Curriculums are being transformed in less lofty ways, too. Employers, who partly or wholly bankroll half of all executive education, which earns elite schools between $100m and $150m a year, want it to impart technical skills. In response, deans such as Costis Maglaras, the newish head of Columbia Business School (and an engineer by training), are bolting courses on data, analytics and programming onto the timetable. As their popularity rises, they may displace stodgier subjects. Columbia used to offer several courses on debt markets but now offers perhaps one each academic year. Meanwhile, students have flocked to coding classes. The idea is not to turn business types into boffins but to prepare them to work with and manage technical staff, says Mr Maglaras. A recruiter for a big consultancy affirms that tech-savvy MBAs are “very attractive”.

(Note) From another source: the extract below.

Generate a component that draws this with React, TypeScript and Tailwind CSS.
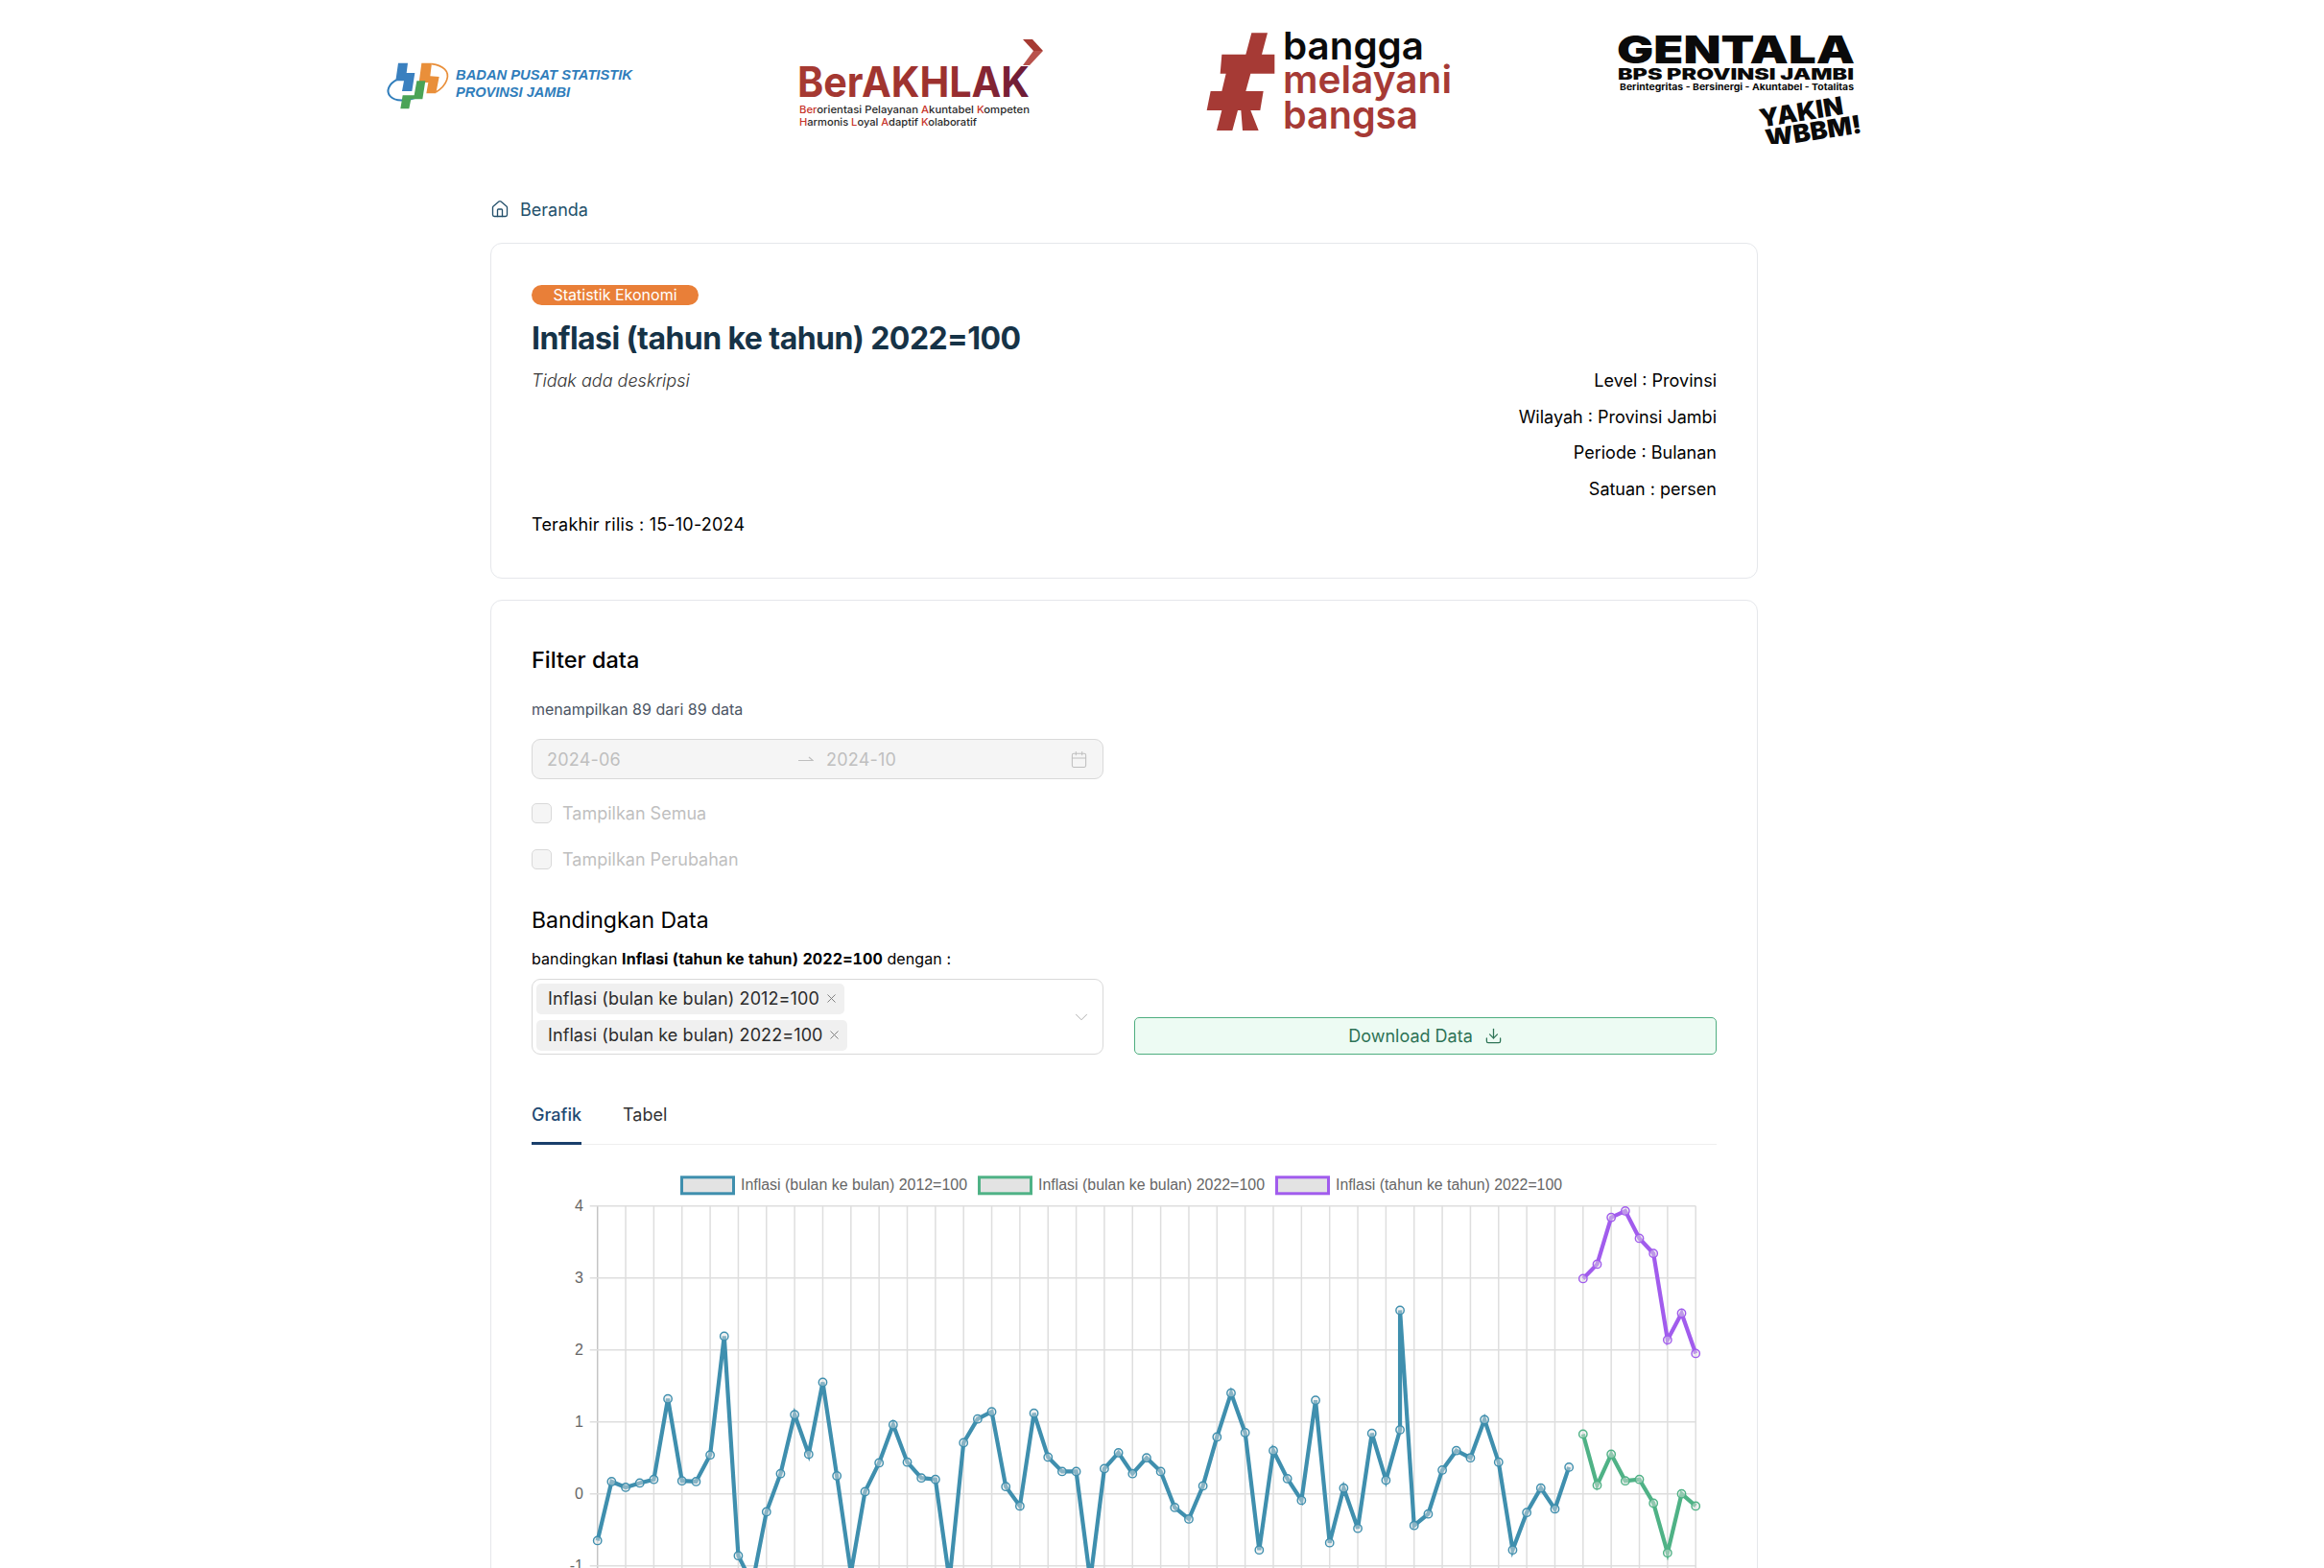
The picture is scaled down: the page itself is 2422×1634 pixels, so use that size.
import { Calendar, ChevronDown, Download, House, X } from 'lucide-react';

const SANS = 'Inter, sans-serif';
const ARIAL = '"Liberation Sans", Arial, sans-serif';

const X0 = 622.7;
const STEP = 14.673;
const Y0 = 1555.7;
const UNIT = 75;

// [index, value], index 57 appears twice because the spike sits on the same label
const BLUE: [number, number][] = [
  [0, -0.65], [1, 0.17], [2, 0.09], [3, 0.15], [4, 0.2], [5, 1.32], [6, 0.18], [7, 0.17], [8, 0.54], [9, 2.19],
  [10, -0.86], [11, -1.25], [12, -0.25], [13, 0.28], [14, 1.1], [15, 0.55], [16, 1.55], [17, 0.25], [18, -1.1], [19, 0.03],
  [20, 0.43], [21, 0.96], [22, 0.44], [23, 0.22], [24, 0.2], [25, -1.2], [26, 0.71], [27, 1.04], [28, 1.14], [29, 0.1],
  [30, -0.17], [31, 1.12], [32, 0.51], [33, 0.31], [34, 0.31], [35, -1.2], [36, 0.35], [37, 0.57], [38, 0.28], [39, 0.5],
  [40, 0.31], [41, -0.19], [42, -0.35], [43, 0.11], [44, 0.79], [45, 1.4], [46, 0.85], [47, -0.78], [48, 0.6], [49, 0.21],
  [50, -0.09], [51, 1.3], [52, -0.68], [53, 0.08], [54, -0.48], [55, 0.84], [56, 0.19], [57, 0.89], [57, 2.55], [58, -0.44],
  [59, -0.28], [60, 0.33], [61, 0.6], [62, 0.5], [63, 1.03], [64, 0.44], [65, -0.78], [66, -0.26], [67, 0.08], [68, -0.21],
  [69, 0.37],
];

const toSeries = (start: number, values: number[]): [number, number][] =>
  values.map((v, i) => [start + i, v]);

const GREEN = toSeries(70, [0.83, 0.12, 0.55, 0.18, 0.2, -0.13, -0.82, 0, -0.17]);
const PURPLE = toSeries(70, [2.99, 3.19, 3.84, 3.93, 3.55, 3.34, 2.14, 2.51, 1.95]);

const DATASETS = [
  { color: '#3f8fae', points: BLUE },
  { color: '#4fb286', points: GREEN },
  { color: '#a15ced', points: PURPLE },
];

const LEGEND = [
  { x: 709, color: '#3f8fae', label: 'Inflasi (bulan ke bulan) 2012=100' },
  { x: 1019, color: '#4fb286', label: 'Inflasi (bulan ke bulan) 2022=100' },
  { x: 1329, color: '#a15ced', label: 'Inflasi (tahun ke tahun) 2022=100' },
];

const px = (i: number) => X0 + i * STEP;
const py = (v: number) => Y0 - v * UNIT;

function BpsLogo() {
  return (
    <svg width={270} height={125} viewBox="400 25 270 125" className="shrink-0">
      <g transform="translate(395 50) scale(0.3333)">
        <path d="M58 98 C30 112 20 135 36 152 C52 168 85 166 112 156" fill="none" stroke="#2f7dbb" strokeWidth="6" />
        <path d="M165 50 C200 55 222 72 212 100 C206 118 195 128 178 138" fill="none" stroke="#e98f3a" strokeWidth="5" />
        <polygon points="60,47 90,47 86,78 112,78 103,135 72,135 78,103 52,103" fill="#3a80bf" />
        <polygon points="133,47 165,47 160,88 188,90 178,142 148,142 154,108 125,108" fill="#e98f3a" />
        <polygon points="118,103 145,103 136,160 100,160 94,190 67,190 74,148 110,148" fill="#4aa356" />
      </g>
      <text x={475} y={83} fontFamily={ARIAL} fontSize={14.5} fontWeight={700} fontStyle="italic" fill="#2f7dbb" textLength={184} lengthAdjust="spacingAndGlyphs">
        BADAN PUSAT STATISTIK
      </text>
      <text x={475} y={100.5} fontFamily={ARIAL} fontSize={14.5} fontWeight={700} fontStyle="italic" fill="#2f7dbb" textLength={119} lengthAdjust="spacingAndGlyphs">
        PROVINSI JAMBI
      </text>
    </svg>
  );
}

function AkhlakLogo() {
  const red = '#c8352b';
  const dark = '#2a2a2a';
  return (
    <svg width={265} height={125} viewBox="830 25 265 125" className="ml-[160px] shrink-0">
      <defs>
        <linearGradient id="akhlak" x1="0" x2="1" y1="0" y2="0">
          <stop offset="0" stopColor="#a63a32" />
          <stop offset="0.65" stopColor="#9c302f" />
          <stop offset="1" stopColor="#6b1a38" />
        </linearGradient>
      </defs>
      <polygon points="1066,41 1076,41 1087,53 1077,53" fill="#a63a32" />
      <polygon points="1077,53 1087,53 1073,68 1066,68" fill="#b8524c" />
      <text x={831} y={101} fontFamily={SANS} fontSize={44} fontWeight={700} fill="url(#akhlak)" textLength={242} lengthAdjust="spacingAndGlyphs">
        BerAKHLAK
      </text>
      <text x={833} y={118} fontFamily={SANS} fontSize={11} fontWeight={500} fill={dark} textLength={240} lengthAdjust="spacingAndGlyphs">
        <tspan fill={red}>Ber</tspan>orientasi Pelayanan <tspan fill={red}>A</tspan>kuntabel <tspan fill={red}>K</tspan>ompeten
      </text>
      <text x={833} y={131} fontFamily={SANS} fontSize={11} fontWeight={500} fill={dark} textLength={185} lengthAdjust="spacingAndGlyphs">
        <tspan fill={red}>H</tspan>armonis <tspan fill={red}>L</tspan>oyal <tspan fill={red}>A</tspan>daptif <tspan fill={red}>K</tspan>olaboratif
      </text>
    </svg>
  );
}

function BanggaLogo() {
  const red = '#a63a35';
  return (
    <svg width={265} height={125} viewBox="1255 25 265 125" className="ml-[160px] shrink-0">
      <g transform="translate(1245 25) scale(0.3333)" fill={red}>
        <polygon points="178,28 228,28 210,95 250,95 250,155 175,155 160,210 215,210 205,270 175,270 200,333 150,333 145,270 135,270 118,333 69,333 85,270 38,270 50,210 85,210 98,155 80,155 85,95 160,95" />
      </g>
      <g fontFamily={SANS} fontSize={40} fontWeight={600}>
        <text x={1337} y={61.5} fill="#0b0b0b" textLength={147} lengthAdjust="spacingAndGlyphs">bangga</text>
        <text x={1337} y={96.5} fill={red} textLength={176} lengthAdjust="spacingAndGlyphs">melayani</text>
        <text x={1337} y={133.5} fill={red} textLength={141} lengthAdjust="spacingAndGlyphs">bangsa</text>
      </g>
    </svg>
  );
}

function GentalaLogo() {
  return (
    <svg width={270} height={125} viewBox="1680 25 270 125" className="ml-[160px] shrink-0">
      <g fontFamily={SANS} fill="#0a0a0a">
        <text x={1685} y={66} fontSize={40} fontWeight={900} textLength={248} lengthAdjust="spacingAndGlyphs">GENTALA</text>
        <text x={1686} y={82.5} fontSize={16} fontWeight={900} textLength={246} lengthAdjust="spacingAndGlyphs">BPS PROVINSI JAMBI</text>
        <text x={1688} y={93.5} fontSize={9.5} fontWeight={700} textLength={244} lengthAdjust="spacingAndGlyphs">Berintegritas - Bersinergi - Akuntabel - Totalitas</text>
        <g transform="rotate(-9 1890 128)" fontSize={26} fontWeight={900}>
          <text x={1835} y={124} textLength={88} lengthAdjust="spacingAndGlyphs">YAKIN</text>
          <text x={1838} y={146} textLength={101} lengthAdjust="spacingAndGlyphs">WBBM!</text>
        </g>
      </g>
    </svg>
  );
}

function InflationChart() {
  const evenTicks = Array.from({ length: 40 }, (_, i) => i * 2);
  return (
    <svg width={1235} height={434} viewBox="554 1200 1235 434" className="mt-2 block">
      {LEGEND.map((item) => (
        <g key={item.label}>
          <rect x={item.x + 1.5} y={1225.8} width={54} height={17} fill="#e3e3e3" stroke={item.color} strokeWidth={3} />
          <text x={item.x + 63} y={1239} fontFamily={ARIAL} fontSize={16} fill="#666" textLength={236} lengthAdjust="spacingAndGlyphs">
            {item.label}
          </text>
        </g>
      ))}
      {evenTicks.map((i) => (
        <line key={i} x1={px(i)} x2={px(i)} y1={1255.7} y2={1640} stroke={i === 0 ? '#c4c4c4' : '#dedede'} strokeWidth={1.5} />
      ))}
      {[4, 3, 2, 1, 0, -1].map((v) => (
        <g key={v}>
          <line x1={X0 - 8} x2={px(78)} y1={py(v)} y2={py(v)} stroke="#dedede" strokeWidth={1.5} />
          <text x={608} y={py(v) + 5.5} textAnchor="end" fontFamily={ARIAL} fontSize={16} fill="#666">
            {v}
          </text>
        </g>
      ))}
      {DATASETS.map((set) => (
        <g key={set.color}>
          <polyline
            points={set.points.map(([i, v]) => `${px(i)},${py(v)}`).join(' ')}
            fill="none"
            stroke={set.color}
            strokeWidth={4.2}
            strokeLinejoin="miter"
          />
          {set.points.map(([i, v], n) => (
            <circle key={n} cx={px(i)} cy={py(v)} r={4.2} fill="#e3e3e3" fillOpacity={0.45} stroke={set.color} strokeWidth={1.4} />
          ))}
        </g>
      ))}
    </svg>
  );
}

function Tag({ label, width }: { label: string; width: string }) {
  return (
    <span className={`flex h-[32px] items-center justify-between rounded-[5px] bg-[#f0f0f0] pr-[6px] pl-[12px] text-[18px] leading-[27px] tracking-[0.09px] whitespace-nowrap text-[#2b2b2b] ${width}`}>
      {label}
      <X size={15} strokeWidth={1.5} className="text-[#7a7a7a]" />
    </span>
  );
}

function DisabledCheck({ label, className }: { label: string; className: string }) {
  return (
    <label className={`flex h-[27px] items-center gap-[11px] ${className}`}>
      <span className="h-[21px] w-[21px] rounded-[5px] border border-[#d9d9d9] bg-[#f5f5f5]" />
      <span className="text-[18px] text-[#bfbfbf]">{label}</span>
    </label>
  );
}

export default function App() {
  return (
    <div className="h-[1634px] overflow-hidden bg-white font-[family-name:Inter,sans-serif] text-black">
      {/* logo */}
      <header className="flex h-[204px] items-start pt-[25px] pl-[400px]">
        <BpsLogo />
        <AkhlakLogo />
        <BanggaLogo />
        <GentalaLogo />
      </header>

      <main className="ml-[511px] w-[1321px]">
        <nav className="flex h-[28px] items-center gap-[11px] text-[18px] text-[#24506b]">
          <House size={20} strokeWidth={1.6} />
          <span>Beranda</span>
        </nav>

        {/* info */}
        <section className="mt-[21px] h-[350px] rounded-[12px] border border-[#e5e7eb] px-[42px] pt-[43px]">
          <span className="block h-[21px] w-[174px] rounded-full bg-[#e97f38] text-center text-[16px] leading-[21px] text-white">
            Statistik Ekonomi
          </span>
          <h1 className="mt-[15px] h-[40px] text-[32px] leading-[40px] font-bold tracking-[-0.56px] text-[#163347]">
            Inflasi (tahun ke tahun) 2022=100
          </h1>
          <div className="mt-[10px] flex justify-between">
            <p className="text-[18px] leading-[27px] font-light text-[#333] italic">Tidak ada deskripsi</p>
            <div className="flex flex-col gap-[10.5px] text-right text-[18px] leading-[27px]">
              <p>Level : Provinsi</p>
              <p>Wilayah : Provinsi Jambi</p>
              <p>Periode : Bulanan</p>
              <p>Satuan : persen</p>
            </div>
          </div>
          <p className="mt-[10.5px] text-[18px] leading-[27px] tracking-[0.2px]">Terakhir rilis : 15-10-2024</p>
        </section>

        {/* filter */}
        <section className="mt-[22px] rounded-[12px] border border-[#e5e7eb] px-[42px] pt-[44px] pb-[60px]">
          <h2 className="text-[23.5px] leading-[36px] font-medium">Filter data</h2>
          <p className="mt-[21px] text-[16px] leading-[24px] text-[#4b5563]">menampilkan 89 dari 89 data</p>

          <div className="mt-[19px] flex h-[42px] w-[596px] items-center rounded-[9px] border border-[#d9d9d9] bg-[#f5f5f5] px-[15px] text-[18px] tracking-[0.2px] text-[#bfbfbf]">
            <span className="w-[262px]">2024-06</span>
            <svg width={16} height={10} viewBox="0 0 16 10" className="shrink-0 text-[#bfbfbf]">
              <path d="M0 6.5 H15 L11 3" fill="none" stroke="currentColor" strokeWidth={1.2} />
            </svg>
            <span className="ml-[13px] flex-1">2024-10</span>
            <Calendar size={19} strokeWidth={1.3} />
          </div>

          <DisabledCheck label="Tampilkan Semua" className="mt-[22px]" />
          <DisabledCheck label="Tampilkan Perubahan" className="mt-[21px]" />

          <h2 className="mt-[32px] text-[23px] leading-[36px]">Bandingkan Data</h2>
          <p className="mt-[10px] text-[16px] leading-[24px] tracking-[0.09px]">
            bandingkan <b className="font-bold tabular-nums">Inflasi (tahun ke tahun) 2022=100</b> dengan :
          </p>

          <div className="mt-[9px] grid grid-cols-[596px_1fr] items-end gap-x-[32px]">
            <div className="relative flex h-[79px] flex-col items-start justify-center gap-[6px] rounded-[9px] border border-[#d9d9d9] pl-[4px]">
              <Tag label="Inflasi (bulan ke bulan) 2012=100" width="w-[321px]" />
              <Tag label="Inflasi (bulan ke bulan) 2022=100" width="w-[324px]" />
              <ChevronDown size={22} strokeWidth={1} className="absolute top-[28px] right-[11px] text-[#a8a8a8]" />
            </div>
            <button className="flex h-[39px] items-center justify-center gap-[12px] rounded-[5px] border border-[#4fae80] bg-[#edfbf3] text-[18px] text-[#2d7356]">
              Download Data
              <Download size={19} strokeWidth={1.6} />
            </button>
          </div>

          <div className="mt-[49px] flex gap-[43px] border-b border-[#eeeeee] text-[18px] leading-[27px]">
            <span className="-mb-px border-b-[3px] border-[#1a3f6b] pb-[15px] font-medium text-[#1e4a73]">Grafik</span>
            <span className="text-[#333]">Tabel</span>
          </div>

          <InflationChart />
        </section>
      </main>
    </div>
  );
}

Richard Lyons, former dean of the Haas Business School at the University of California, Berkeley, sees the future in providing lifelong professional education as a service: “Give alumni know-how on demand, searchable online.” Scott DeRue, dean of the University of Michigan’s Ross School of Business, is giving alumni tuition-free access to executive education. “The new stuff will come from insurgents, not the big MBA schools,” thinks John Kao, a management guru who formerly taught at HBS. He wants training benchmarks and standardised transcripts to make skills portable and universally recognised.

At HBS, home to perhaps the most hallowed mba, Mr Nohria accepts that the market for its traditional offering is shrinking. In a sign of the times, his school has frozen tuition fees. He sees a dramatic expansion for “unbundlers” of online education, who “separate knowing, doing and being”. In time, he says, they will converge with “bundlers” like hbs. Far from collapsing, he reckons, management education will the richer for it.